1. Targeted IRS was non-inferior to standard IRS with respect to malaria incidence (1.05 cases per 1000 person-years vs. 0.95 cases per 1000 person-years).
2. Targeted IRS was more cost-effective and saved $7845 USD per additional DALY incurred.
Evidence Rating Level: 1 (Excellent)
Study Rundown: Since 2017, global malaria funding has remained well below WHO’s $5.6 billion per year target. Increasing insecticide costs and constrained budgets have called for more efficient strategies to reduce malaria transmission. One such strategy is targeted indoor residual spraying (IRS) in which only houses of index cases and immediate neighbors are sprayed. This is in contrast to standard IRS which comprises annual mass spray campaigns in areas using historical data. This study aimed to evaluate the effectiveness of reactive, targeted IRS versus standard IRS in northeastern South Africa. The primary endpoint was malaria incidence, while secondary endpoints included household compliance, attitudes to IRS, and serological markers. According to study results, targeted IRS demonstrated non-inferior malaria incidence across the two-year period compared to the standard IRS group. Additionally, targeted IRS yielded a much greater cost benefit per additional disability adjusted life-year (DALY) incurred. A weakness of this study was that households from only three districts in northeastern South Africa were included. Given that these regions are known to have a low viral transmission, the incidence of malaria was likely underreported. Nevertheless, this study sheds light onto the non-inferior nature of targeted IRS compared to standard IRS in this very-low transmission setting.
Click to read the study in The Lancet
In-depth [randomized controlled trial]: This study took place between Aug 1, 2015, and July 31, 2017, in the rural subdistricts of Bushbuckridge in Mpumalanga province and Ba-Phalaborwa in Limpopo province.
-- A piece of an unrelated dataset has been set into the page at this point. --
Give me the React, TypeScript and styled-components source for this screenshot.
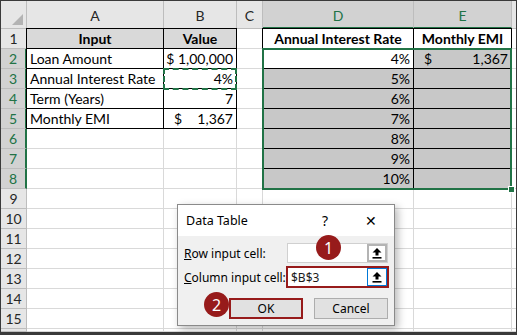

Clusters comprising 5000-10 000 people were formed using census wards. Included clusters had ≥ 1 year history of local cases in the last 5 years before the trial. Altogether, 400 000 people resided within trial clusters with the majority (72%) belonging to the province of Mpumalanga. A non-inferiority margin of 1 case per 1000 person-years was selected.
During the 2-year trial period, 1030 cases of malaria were detected, of which 705 (68%) were classified as local. The annual incidence of cases was 0.05 per 1000 person-years (n=20) in year 1 and 1.74 per 1000 person-years (n=685) in year 2. The primary endpoint of malaria incidence showed non-inferiority between the targeted IRS group (1.05 per 1000 person-years, 95% confidence interval [CI] 0.72-1.38, n=394) compared to the standard IRS group (0.95 per 1000 person-years, 95% CI 0.58-1.32, n=311), with a rate difference of 0.10 (95% CI -0.38 to 0.59) or one extra case per 10 000 people in the targeted IRS group. In terms of cost-effectiveness, the average annual economic cost was $88 258 per 100 000 population for targeted IRS. This is 52% less than the cost for standard IRS ($184 319). Targeted IRS was more cost-effective as it involved spraying fewer structures, did not use contract sprayers, and used substantially less insecticide, transport, and equipment. Across the trial period, targeted IRS saved $7845 (95% CI 2902-64 907) for each additional DALY incurred related to standard IRS. There were 21 deaths altogether, 12 in the standard IRS group and 9 in the targeted IRS group. No other serious adverse events were reported. Overall, findings from this study suggest that targeted IRS was non-inferior, safe, and cost-effective compared with standard IRS. Saved resources could be reallocated to other malaria control strategies.